Trajectory Representation Learning on Road Networks and Grids with Spatio-Temporal Dynamics
Stefan Schestakov, Simon Gottschalk
TL;DR
TIGR addresses the challenge of learning robust trajectory representations by integrating grid-based and road-based modalities while modeling dynamic spatio-temporal traffic patterns. The approach employs a three-branch architecture (grid, road, spatio-temporal) with intra- and inter-modal contrastive losses, a novel spatio-temporal extraction pipeline (dynamic traffic embedding, temporal embedding, and local multi-head attention), and specialized masking strategies to learn rich representations. Extensive experiments on Porto and San Francisco datasets show TIGR outperforms state-of-the-art baselines across trajectory similarity, travel time estimation, and destination prediction, with substantial gains and robust behavior to increasing negative samples. The work also provides a first systematic comparison of grid- and road-based TRL modalities, highlighting their complementary strengths and the value of jointly modeling both alongside traffic dynamics for practical urban analytics.
Abstract
Trajectory representation learning is a fundamental task for applications in fields including smart city, and urban planning, as it facilitates the utilization of trajectory data (e.g., vehicle movements) for various downstream applications, such as trajectory similarity computation or travel time estimation. This is achieved by learning low-dimensional representations from high-dimensional and raw trajectory data. However, existing methods for trajectory representation learning either rely on grid-based or road-based representations, which are inherently different and thus, could lose information contained in the other modality.
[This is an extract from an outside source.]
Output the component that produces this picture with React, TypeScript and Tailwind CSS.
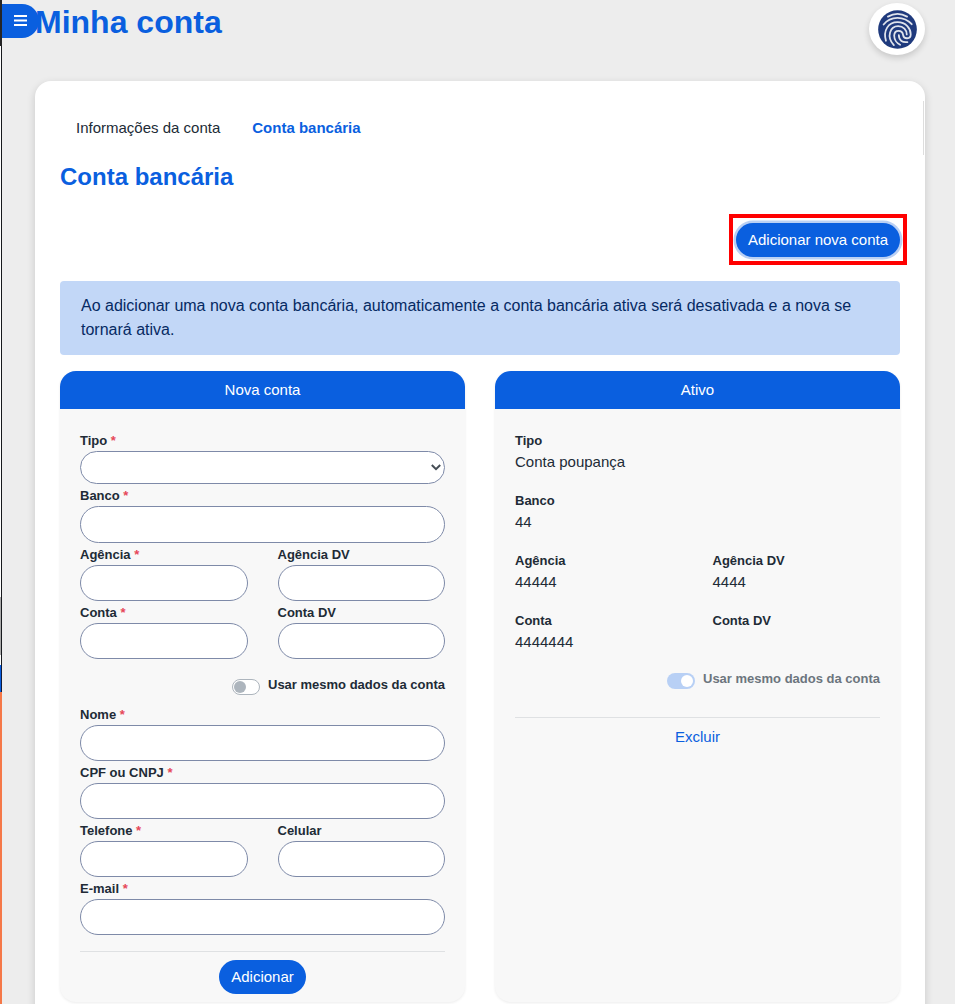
import type { ReactNode } from "react";

function Label({ children, required = false }: { children: ReactNode; required?: boolean }) {
  return (
    <label className="block h-[22px] text-[13px] leading-[24px] font-bold text-[#212b36]">
      {children}
      {required && <span className="font-bold text-[#e64759]"> *</span>}
    </label>
  );
}

function Field({ label, required = false, tall = false }: { label: string; required?: boolean; tall?: boolean }) {
  return (
    <div>
      <Label required={required}>{label}</Label>
      <input
        className={`block w-full rounded-[20px] border border-[#7e8aa8] bg-white px-3 text-[15px] outline-none ${tall ? "h-[37px]" : "h-[36px]"}`}
      />
    </div>
  );
}

function Value({ label, children }: { label: string; children?: ReactNode }) {
  return (
    <div className="h-[60px]">
      <div className="h-[22px] text-[13px] leading-[24px] font-bold text-[#212b36]">{label}</div>
      <div className="text-[15px] leading-[22px]">{children}</div>
    </div>
  );
}

function Card({ title, children }: { title: string; children: ReactNode }) {
  return (
    <section className="flex h-[631px] w-[405px] flex-col rounded-[16px] bg-[#f8f8f8] shadow-[0_1px_3px_rgba(0,0,0,0.08)]">
      <h3 className="h-[38px] shrink-0 rounded-t-[16px] bg-[#0a5fdf] text-center text-[15px] leading-[38px] text-white">
        {title}
      </h3>
      <div className="flex flex-1 flex-col px-5 pt-5">{children}</div>
    </section>
  );
}

function Fingerprint() {
  return (
    <svg viewBox="0 0 118 118" className="h-[39px] w-[39px]" fill="none">
      <circle cx="59" cy="59" r="58.5" fill="#1f3a7d" />
      <g stroke="#dfe3ec" strokeWidth="5.4" strokeLinecap="round">
        <path d="M30 20Q59 4 88 20" />
        <path d="M17 44C38 17 79 17 102 43" />
        <path d="M24 93C15 62 31 37 59 37C85 37 99 56 99 74C99 89 78 89 76 76C74 59 50 58 49 77C49 90 58 101 67 105" />
        <path d="M48 106C24 80 37 49 61 49C77 49 87 61 87 74" />
        <path d="M63 76C63 93 75 99 89 97" />
      </g>
    </svg>
  );
}

export default function App() {
  return (
    <div className="flex h-[1004px] w-[955px] overflow-hidden bg-[#ededed] font-['Liberation_Sans',sans-serif] text-[#212b36]">
      <div className="flex w-[2px] shrink-0 flex-col">
        <div className="h-[46px] bg-[#252525]" />
        <div className="h-[551px] border-r border-[#17191d] bg-white" />
        <div className="h-[58px] border-r border-[#17191d] bg-[#aaaaaa]" />
        <div className="h-[10px] border-r border-[#17191d] bg-white" />
        <div className="h-[27px] border-r border-[#101a38] bg-[#0a5fdf]" />
        <div className="flex-1 bg-[#f57848]" />
      </div>

      <div className="flex flex-1 flex-col">
        <header className="flex h-[81px] shrink-0 items-start">
          <button aria-label="Menu" className="mt-1 flex h-[34px] w-[37px] shrink-0 items-start rounded-r-[17px] bg-[#0a5fdf] pt-[11px] pl-3">
            <svg viewBox="0 0 13 11" className="h-[11px] w-[13px]" fill="white">
              <path d="M0 0h13v2H0zM0 4.4h13v2H0zM0 9h13v2H0z" />
            </svg>
          </button>
          <h1 className="-ml-[4px] mt-[3px] text-[32px] leading-[38px] font-bold text-[#0a5fdf]">Minha conta</h1>
          <div className="mt-[3px] mr-[30px] ml-auto flex h-[52px] w-14 items-center justify-center rounded-[50%] bg-white pt-px shadow-[0_3px_6px_rgba(0,0,0,0.16)]">
            <Fingerprint />
          </div>
        </header>

        <main className="relative ml-[33px] h-[950px] w-[890px] shrink-0 rounded-[16px] bg-white px-[25px] shadow-[0_3px_8px_rgba(0,0,0,0.16)]">
          <div className="absolute top-5 right-px h-[54px] w-px bg-[#dddddd]" />
          <nav className="flex h-[72px] gap-8 pt-[36px] pl-4 text-[15px] leading-[22px]">
            <span>Informações da conta</span>
            <span className="font-bold text-[#0a5fdf]">Conta bancária</span>
          </nav>
          <h2 className="mt-[9px] text-[24px] leading-[30px] font-bold text-[#0a5fdf]">Conta bancária</h2>

          <div className="mt-[22px] -mr-[7px] ml-auto flex h-[51px] w-[178px] items-start justify-center border-4 border-[#ff0000] pt-[5px]">
            <button className="h-[34px] w-[164px] rounded-full bg-[#0a5fdf] text-[15px] text-white shadow-[0_0_0_2.5px_#bad0f4]">
              Adicionar nova conta
            </button>
          </div>

          <div className="mt-4 h-[74px] rounded-[4px] bg-[#c2d7f7] px-[21px] py-[13px] text-[16px] leading-6 text-[#062a63]">
            Ao adicionar uma nova conta bancária, automaticamente a conta bancária ativa será desativada e a nova se tornará ativa.
          </div>

          <div className="mt-4 flex gap-[30px]">
            <Card title="Nova conta">
              <Label required>Tipo</Label>
              <div className="flex h-[33px] shrink-0 items-center justify-end rounded-[17px] border border-[#7e8aa8] bg-white pr-[3px]">
                <svg viewBox="0 0 10 7" className="h-[7px] w-[10px]" fill="none" stroke="#454d55" strokeWidth="2">
                  <path d="M.8 1L5 5.2L9.2 1" />
                </svg>
              </div>
              <Field label="Banco" required tall />
              <div className="grid grid-cols-2 gap-x-[30px]">
                <Field label="Agência" required />
                <Field label="Agência DV" />
                <Field label="Conta" required />
                <Field label="Conta DV" />
              </div>
              <div className="flex h-[44px] shrink-0 items-start justify-end pt-[15px]">
                <span className="mt-[5px] mr-2 flex h-4 w-7 items-center rounded-full border border-[#adb5bd] bg-white pl-px">
                  <span className="h-3 w-3 rounded-full bg-[#adb5bd]" />
                </span>
                <span className="text-[13px] leading-[22px] font-bold">Usar mesmo dados da conta</span>
              </div>
              <Field label="Nome" required />
              <Field label="CPF ou CNPJ" required />
              <div className="grid grid-cols-2 gap-x-[30px]">
                <Field label="Telefone" required />
                <Field label="Celular" />
              </div>
              <Field label="E-mail" required />
              <div className="mt-4 flex justify-center border-t border-[#dfe1e3] pt-2">
                <button className="h-[34px] w-[87px] rounded-full bg-[#0a5fdf] text-[15px] text-white">Adicionar</button>
              </div>
            </Card>

            <Card title="Ativo">
              <Value label="Tipo">Conta poupança</Value>
              <Value label="Banco">44</Value>
              <div className="grid grid-cols-2 gap-x-[30px]">
                <Value label="Agência">44444</Value>
                <Value label="Agência DV">4444</Value>
                <Value label="Conta">4444444</Value>
                <Value label="Conta DV" />
              </div>
              <div className="flex h-[48px] shrink-0 items-start justify-end">
                <span className="mt-[4px] mr-2 flex h-4 w-7 items-center justify-end rounded-full bg-[#b8d0f5] pr-[2px]">
                  <span className="h-3 w-3 rounded-full bg-white" />
                </span>
                <span className="text-[13px] leading-[20px] font-bold text-[#6c757d]">Usar mesmo dados da conta</span>
              </div>
              <div className="border-t border-[#dfe1e3] pt-2 text-center text-[15px] leading-[22px]">
                <a className="text-[#0a5fdf]">Excluir</a>
              </div>
            </Card>
          </div>
        </main>
      </div>
    </div>
  );
}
Moreover, these methods overlook the dynamic nature of urban traffic, relying on static road network features rather than time varying traffic patterns. In this paper, we propose TIGR, a novel model designed to integrate grid and road network modalities while incorporating spatio-temporal dynamics to learn rich, general-purpose representations of trajectories. We evaluate TIGR on two realworld datasets and demonstrate the effectiveness of combining both modalities by substantially outperforming state-of-the-art methods, i.e., up to 43.22% for trajectory similarity, up to 16.65% for travel time estimation, and up to 10.16% for destination prediction.